A golden shovel is a poetic form in which the last word of each line has been taken from a section of a second, pre-existing poem to which the poet is paying homage. It is conventional to present the borrowed end words in their original order; however, the subject matter of the new poem may differ entirely from that of the original.
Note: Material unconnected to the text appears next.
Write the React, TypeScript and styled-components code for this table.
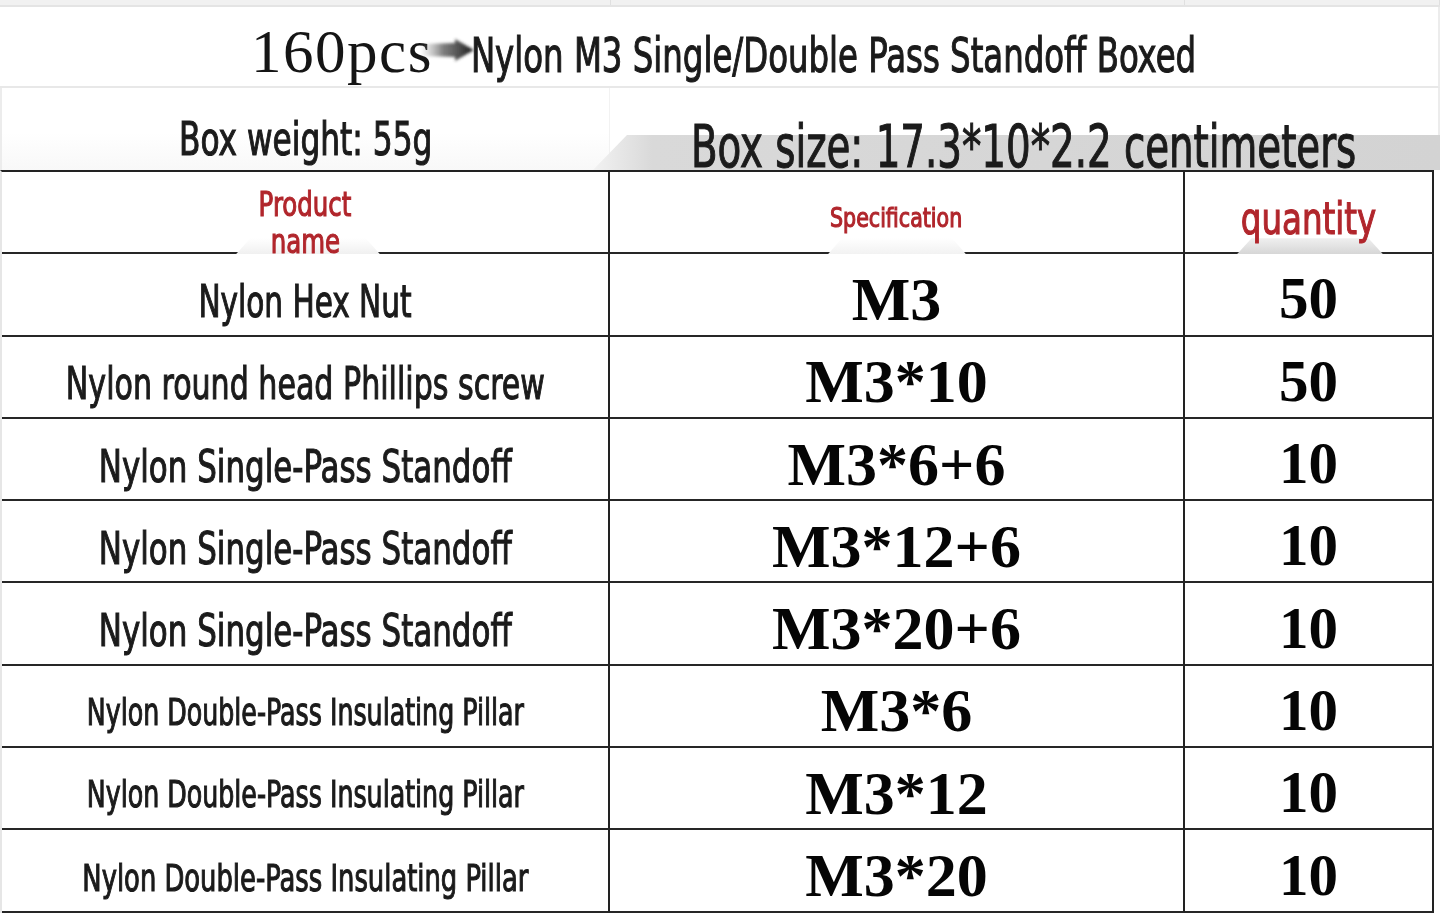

The form was created by Terrance Hayes, whose poem "The Golden Shovel" from his 2010 collection Lighthead is based on Gwendolyn Brooks's "We Real Cool" (which begins with an epigraph that includes the phrase "Golden Shovel").

Writer's Digest described it as "sort of in the tradition of the cento and erasure", but with "a lot more room for creativity," while in The Kenyon Review, Dora Malech called it "a kind of reverse-acrostic variation". Claudia Rankine noted that a golden shovel "always remains in conversation with" the poem
on which it is based, while Don Share observed that golden shovels "can be quite different in subject, tone, and texture from the source poem, depending upon the ingenuity and imagination of the poet". In a discussion at LitHub, Adam Levin stated that he considers it to be a "puzzle" that can "challenge" poets, and that in terms of difficulty it is comparable to sestina and pantoum.

==Origin==

When Hayes decided that his five-year-old son should memorize "We Real Cool", the two of them recited the poem so many times that "(o)ne night, even as [Hayes] began digging for [his] own words, Brooks kept playing in [his] head. [He] decided to string the whole poem down the page and write into it."